▶ _GIVEN INSTRUCTION_
Repeat the material below exactly, with no pictures.

▶ _DATA SEGMENT_
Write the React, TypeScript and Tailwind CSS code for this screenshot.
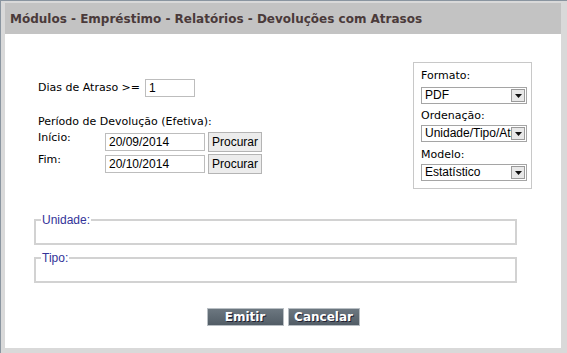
import React from "react";

const verdana = { fontFamily: '"DejaVu Sans", Verdana, sans-serif' };
const arial = { fontFamily: '"Liberation Sans", Arial, sans-serif' };

function Select({ value }: { value: string }) {
  return (
    <div className="flex h-[17px] w-[106px] items-center border border-[#a5a5a5] bg-white" style={arial}>
      <div className="flex-1 overflow-hidden whitespace-nowrap pl-[3px] text-[12px] leading-[15px] text-black">{value}</div>
      <div className="mr-[1px] flex h-[13px] w-[14px] items-center justify-center border border-[#9a9a9a] bg-[#e8e8e8]">
        <svg width="7" height="4" viewBox="0 0 7 4"><path d="M0 0H7L3.5 4Z" fill="#111" /></svg>
      </div>
    </div>
  );
}

function Btn({ children }: { children: React.ReactNode }) {
  return (
    <div className="flex h-[20px] w-[54px] items-center justify-center border border-[#b4b4b4] bg-[#ececec] text-[12px] text-black" style={arial}>
      {children}
    </div>
  );
}

function Field({ w, value }: { w: number; value: string }) {
  return (
    <div
      className="flex h-[18px] items-center border border-[#bdbdbd] bg-white pl-[3px] text-[12px] text-black"
      style={{ ...arial, width: w }}
    >
      {value}
    </div>
  );
}

function Group({ label }: { label: string }) {
  return (
    <fieldset className="ml-[29px] mr-[44px] h-[31px] border-2 border-[#d2d2d2] px-[5px]" style={arial}>
      <legend className="px-[1px] text-[12px] leading-[12px] text-[#333399]">{label}</legend>
    </fieldset>
  );
}

export default function App() {
  return (
    <div className="h-[353px] w-[567px] overflow-hidden border-l border-t border-[#8a95a0] bg-[#d9d9d9] pb-[5px] pl-[4px] pr-[6px] pt-[2px]">
      <div className="flex h-full flex-col">
        <div className="flex h-[31px] items-center bg-[#c3c3c3] pl-[5px] text-[12px] font-bold text-[#4a3a3a]" style={verdana}>
          Módulos - Empréstimo - Relatórios - Devoluções com Atrasos
        </div>
        <div className="flex flex-1 flex-col bg-white">
          <div className="flex items-start pt-[28px]">
            <div className="ml-[33px] mt-[17px] flex flex-col text-[11px] text-black" style={verdana}>
              <div className="flex h-[18px] items-center">
                <span className="w-[107px]">Dias de Atraso &gt;=</span>
                <Field w={50} value="1" />
              </div>
              <div className="mt-[18px] leading-[14px]">Período de Devolução (Efetiva):</div>
              <div className="mt-[3px] flex h-[20px] items-start">
                <span className="-mt-[1px] w-[67px] leading-[14px]">Início:</span>
                <div className="mt-[1px]"><Field w={100} value="20/09/2014" /></div>
                <div className="ml-[3px]"><Btn>Procurar</Btn></div>
              </div>
              <div className="mt-[2px] flex h-[20px] items-start">
                <span className="-mt-[1px] w-[67px] leading-[14px]">Fim:</span>
                <div className="mt-[1px]"><Field w={100} value="20/10/2014" /></div>
                <div className="ml-[3px]"><Btn>Procurar</Btn></div>
              </div>
            </div>
            <div className="ml-auto mr-[29px] flex h-[127px] w-[119px] flex-col border border-[#c8c8c8] pl-[7px] pt-[6px] text-[11px] leading-[14px] text-black" style={verdana}>
              <div>Formato:</div>
              <div className="mt-[4px]"><Select value="PDF" /></div>
              <div className="mt-[5px]">Ordenação:</div>
              <div className="mt-[2px]"><Select value="Unidade/Tipo/Atraso" /></div>
              <div className="mt-[6px]">Modelo:</div>
              <div className="mt-[2px]"><Select value="Estatístico" /></div>
            </div>
          </div>
          <div className="mt-[25px] flex flex-col gap-[7px]">
            <Group label="Unidade:" />
            <Group label="Tipo:" />
          </div>
          <div className="mt-[25px] flex justify-center gap-[4px]">
            <div className="flex h-[18px] w-[77px] items-center justify-center border border-[#b9bfc4] bg-gradient-to-b from-[#6c7780] to-[#525d66] text-[12px] font-bold text-white [text-shadow:1px_1px_0_#223]" style={verdana}>
              Emitir
            </div>
            <div className="flex h-[18px] w-[72px] items-center justify-center border border-[#b9bfc4] bg-gradient-to-b from-[#6c7780] to-[#525d66] text-[12px] font-bold text-white [text-shadow:1px_1px_0_#223]" style={verdana}>
              Cancelar
            </div>
          </div>
        </div>
      </div>
    </div>
  );
}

▶ _OUTPUT OF THE EXERCISE_
Write the React, TypeScript and Tailwind CSS code for this screenshot.
import React from "react";

const verdana = { fontFamily: '"DejaVu Sans", Verdana, sans-serif' };
const arial = { fontFamily: '"Liberation Sans", Arial, sans-serif' };

function Select({ value }: { value: string }) {
  return (
    <div className="flex h-[17px] w-[106px] items-center border border-[#a5a5a5] bg-white" style={arial}>
      <div className="flex-1 overflow-hidden whitespace-nowrap pl-[3px] text-[12px] leading-[15px] text-black">{value}</div>
      <div className="mr-[1px] flex h-[13px] w-[14px] items-center justify-center border border-[#9a9a9a] bg-[#e8e8e8]">
        <svg width="7" height="4" viewBox="0 0 7 4"><path d="M0 0H7L3.5 4Z" fill="#111" /></svg>
      </div>
    </div>
  );
}

function Btn({ children }: { children: React.ReactNode }) {
  return (
    <div className="flex h-[20px] w-[54px] items-center justify-center border border-[#b4b4b4] bg-[#ececec] text-[12px] text-black" style={arial}>
      {children}
    </div>
  );
}

function Field({ w, value }: { w: number; value: string }) {
  return (
    <div
      className="flex h-[18px] items-center border border-[#bdbdbd] bg-white pl-[3px] text-[12px] text-black"
      style={{ ...arial, width: w }}
    >
      {value}
    </div>
  );
}

function Group({ label }: { label: string }) {
  return (
    <fieldset className="ml-[29px] mr-[44px] h-[31px] border-2 border-[#d2d2d2] px-[5px]" style={arial}>
      <legend className="px-[1px] text-[12px] leading-[12px] text-[#333399]">{label}</legend>
    </fieldset>
  );
}

export default function App() {
  return (
    <div className="h-[353px] w-[567px] overflow-hidden border-l border-t border-[#8a95a0] bg-[#d9d9d9] pb-[5px] pl-[4px] pr-[6px] pt-[2px]">
      <div className="flex h-full flex-col">
        <div className="flex h-[31px] items-center bg-[#c3c3c3] pl-[5px] text-[12px] font-bold text-[#4a3a3a]" style={verdana}>
          Módulos - Empréstimo - Relatórios - Devoluções com Atrasos
        </div>
        <div className="flex flex-1 flex-col bg-white">
          <div className="flex items-start pt-[28px]">
            <div className="ml-[33px] mt-[17px] flex flex-col text-[11px] text-black" style={verdana}>
              <div className="flex h-[18px] items-center">
                <span className="w-[107px]">Dias de Atraso &gt;=</span>
                <Field w={50} value="1" />
              </div>
              <div className="mt-[18px] leading-[14px]">Período de Devolução (Efetiva):</div>
              <div className="mt-[3px] flex h-[20px] items-start">
                <span className="-mt-[1px] w-[67px] leading-[14px]">Início:</span>
                <div className="mt-[1px]"><Field w={100} value="20/09/2014" /></div>
                <div className="ml-[3px]"><Btn>Procurar</Btn></div>
              </div>
              <div className="mt-[2px] flex h-[20px] items-start">
                <span className="-mt-[1px] w-[67px] leading-[14px]">Fim:</span>
                <div className="mt-[1px]"><Field w={100} value="20/10/2014" /></div>
                <div className="ml-[3px]"><Btn>Procurar</Btn></div>
              </div>
            </div>
            <div className="ml-auto mr-[29px] flex h-[127px] w-[119px] flex-col border border-[#c8c8c8] pl-[7px] pt-[6px] text-[11px] leading-[14px] text-black" style={verdana}>
              <div>Formato:</div>
              <div className="mt-[4px]"><Select value="PDF" /></div>
              <div className="mt-[5px]">Ordenação:</div>
              <div className="mt-[2px]"><Select value="Unidade/Tipo/Atraso" /></div>
              <div className="mt-[6px]">Modelo:</div>
              <div className="mt-[2px]"><Select value="Estatístico" /></div>
            </div>
          </div>
          <div className="mt-[25px] flex flex-col gap-[7px]">
            <Group label="Unidade:" />
            <Group label="Tipo:" />
          </div>
          <div className="mt-[25px] flex justify-center gap-[4px]">
            <div className="flex h-[18px] w-[77px] items-center justify-center border border-[#b9bfc4] bg-gradient-to-b from-[#6c7780] to-[#525d66] text-[12px] font-bold text-white [text-shadow:1px_1px_0_#223]" style={verdana}>
              Emitir
            </div>
            <div className="flex h-[18px] w-[72px] items-center justify-center border border-[#b9bfc4] bg-gradient-to-b from-[#6c7780] to-[#525d66] text-[12px] font-bold text-white [text-shadow:1px_1px_0_#223]" style={verdana}>
              Cancelar
            </div>
          </div>
        </div>
      </div>
    </div>
  );
}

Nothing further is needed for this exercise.